Farmers are working Chevron to make the effort a reality. They celebrated the project’s launch at Meadow Rock Dairy near Greenville on Wednesday morning.

The technology has been around for a while, but with more federal incentives for renewable energy projects, companies are bringing it right here to West Michigan.

“It’s a real win-win that we’re celebrating today,” Brightmark CEO Bob Powell said.

When manure from cattle breaks down, it produces biogas.

“If we didn’t employ that technology, we would end up with the methane that manure creates going into the atmosphere, which is a very potent greenhouse gas,” Powell told News 8.

Instead of letting it go into the atmosphere, workers put the manure in the anerobic digester. The manure stays in there for about three weeks and then turns into methane. From there, it’s upgraded into renewable natural gas and put into existing gas pipelines. Brightmark calls it a “local supply of fuel distinct from foreign fuel production.” The remaining product not used for renewable energy is also sent back to the farm to be used as fertilizer or animal bedding.

“It’s great for sustainability and the environment,” Powell said. “It’s economically an investment in the community with our farmers.”

Powell said once the projects are up and running, they will reduce more than 135,000 tons of carbon dioxide equivalent each year.

“That would be the equivalent of planting about 180,000 acres a year of trees, so a much cleaner answer for the environment,” Powell said.

The company said it takes complete responsibility for operating the project.

“So farmers can focus on what they do best — running their farm,” Brightmark said.

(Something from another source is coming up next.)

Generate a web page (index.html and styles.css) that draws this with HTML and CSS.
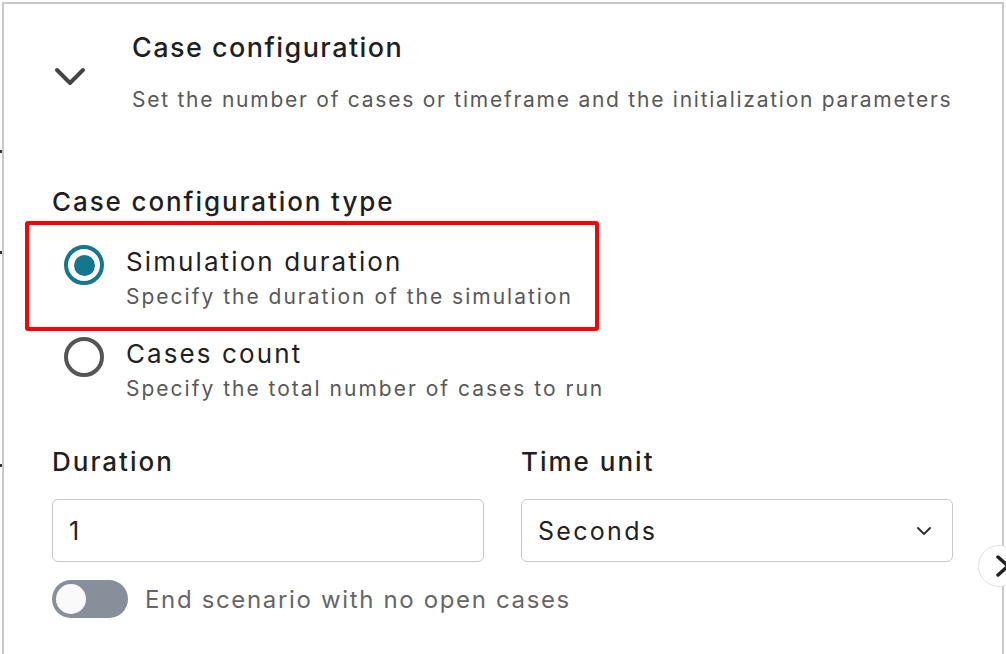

The income from the renewable energy being sold will be divided between Brightmark, Chevron and the farms, Brightmark said. The company would not elaborate how much specific funding farms would contribute or receive from the project, citing “legalities.”

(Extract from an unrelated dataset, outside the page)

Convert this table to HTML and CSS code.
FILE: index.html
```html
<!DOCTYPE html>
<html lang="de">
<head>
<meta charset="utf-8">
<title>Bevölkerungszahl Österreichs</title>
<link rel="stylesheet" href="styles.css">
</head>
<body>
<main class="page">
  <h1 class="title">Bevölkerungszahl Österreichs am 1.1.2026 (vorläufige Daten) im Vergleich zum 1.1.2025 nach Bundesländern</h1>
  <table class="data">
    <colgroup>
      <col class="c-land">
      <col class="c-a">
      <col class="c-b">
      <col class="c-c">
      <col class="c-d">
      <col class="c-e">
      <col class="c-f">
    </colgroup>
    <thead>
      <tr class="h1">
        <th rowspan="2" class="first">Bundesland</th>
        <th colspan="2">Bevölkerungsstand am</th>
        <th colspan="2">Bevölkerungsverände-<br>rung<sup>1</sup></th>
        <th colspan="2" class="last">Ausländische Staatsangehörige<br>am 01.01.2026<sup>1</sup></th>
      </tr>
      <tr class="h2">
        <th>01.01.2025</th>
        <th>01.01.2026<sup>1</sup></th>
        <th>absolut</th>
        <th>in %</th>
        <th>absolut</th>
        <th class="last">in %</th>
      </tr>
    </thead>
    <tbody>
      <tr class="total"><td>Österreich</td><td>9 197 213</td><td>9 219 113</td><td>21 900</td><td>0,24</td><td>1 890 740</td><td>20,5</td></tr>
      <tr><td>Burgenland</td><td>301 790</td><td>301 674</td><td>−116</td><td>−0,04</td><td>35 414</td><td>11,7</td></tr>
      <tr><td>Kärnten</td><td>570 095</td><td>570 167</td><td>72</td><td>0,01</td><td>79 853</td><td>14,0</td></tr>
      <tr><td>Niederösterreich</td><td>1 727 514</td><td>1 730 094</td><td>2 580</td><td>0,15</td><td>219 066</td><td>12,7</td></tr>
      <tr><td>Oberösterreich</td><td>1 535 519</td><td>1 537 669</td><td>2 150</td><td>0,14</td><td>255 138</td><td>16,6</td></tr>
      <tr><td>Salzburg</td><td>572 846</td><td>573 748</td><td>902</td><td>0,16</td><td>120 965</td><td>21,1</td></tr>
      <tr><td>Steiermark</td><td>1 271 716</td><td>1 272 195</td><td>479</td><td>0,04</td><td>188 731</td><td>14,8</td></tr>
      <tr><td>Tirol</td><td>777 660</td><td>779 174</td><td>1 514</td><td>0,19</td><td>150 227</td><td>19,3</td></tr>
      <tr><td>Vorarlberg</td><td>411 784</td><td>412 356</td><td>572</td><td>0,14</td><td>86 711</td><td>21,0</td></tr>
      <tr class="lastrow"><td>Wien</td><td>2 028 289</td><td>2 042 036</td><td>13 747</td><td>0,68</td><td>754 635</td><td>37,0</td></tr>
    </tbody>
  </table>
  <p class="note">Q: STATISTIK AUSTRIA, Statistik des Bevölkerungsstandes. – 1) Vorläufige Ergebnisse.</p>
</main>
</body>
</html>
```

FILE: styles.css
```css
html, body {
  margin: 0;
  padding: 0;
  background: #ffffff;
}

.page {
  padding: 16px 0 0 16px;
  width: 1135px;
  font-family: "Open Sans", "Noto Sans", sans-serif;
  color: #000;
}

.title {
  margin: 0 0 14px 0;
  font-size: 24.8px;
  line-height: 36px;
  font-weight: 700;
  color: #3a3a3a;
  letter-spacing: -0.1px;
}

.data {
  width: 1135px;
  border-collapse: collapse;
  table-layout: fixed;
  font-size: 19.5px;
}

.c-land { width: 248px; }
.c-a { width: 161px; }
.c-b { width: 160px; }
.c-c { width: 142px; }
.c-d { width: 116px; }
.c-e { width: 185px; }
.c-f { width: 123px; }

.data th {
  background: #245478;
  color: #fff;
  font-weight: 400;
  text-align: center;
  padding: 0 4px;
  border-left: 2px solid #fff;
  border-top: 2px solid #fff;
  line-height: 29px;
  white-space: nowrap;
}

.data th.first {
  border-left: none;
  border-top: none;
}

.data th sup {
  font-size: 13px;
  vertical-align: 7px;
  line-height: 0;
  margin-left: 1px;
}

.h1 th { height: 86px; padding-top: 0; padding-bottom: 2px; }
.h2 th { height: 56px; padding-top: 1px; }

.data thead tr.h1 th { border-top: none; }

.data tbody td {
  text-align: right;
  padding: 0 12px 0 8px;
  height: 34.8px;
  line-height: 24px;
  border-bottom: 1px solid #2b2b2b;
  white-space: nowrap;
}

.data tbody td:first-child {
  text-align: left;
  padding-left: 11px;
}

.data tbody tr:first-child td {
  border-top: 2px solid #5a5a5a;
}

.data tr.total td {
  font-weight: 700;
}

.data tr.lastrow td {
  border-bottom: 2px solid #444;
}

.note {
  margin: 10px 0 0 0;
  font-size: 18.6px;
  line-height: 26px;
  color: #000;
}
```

“We work together while constructing these digesters on their land,” the company stated. “Once constructed, the farmers receive an ongoing revenue stream related to the renewable products being produced.”

Brightmark also emphasized the project would help invest in local communities.

“The impact on the local economy is twofold: once the digesters are complete, Brightmark and the farmers will add a total of 20 onsite jobs,” the company wrote. “Additionally, these projects represent an investment in the farms, putting considerable dollars back into the pockets of farmers to keep operations running smoothly.”

This is one of dozens of Brightmark projects working with 40 farms nationwide, all of which have started in the last few years.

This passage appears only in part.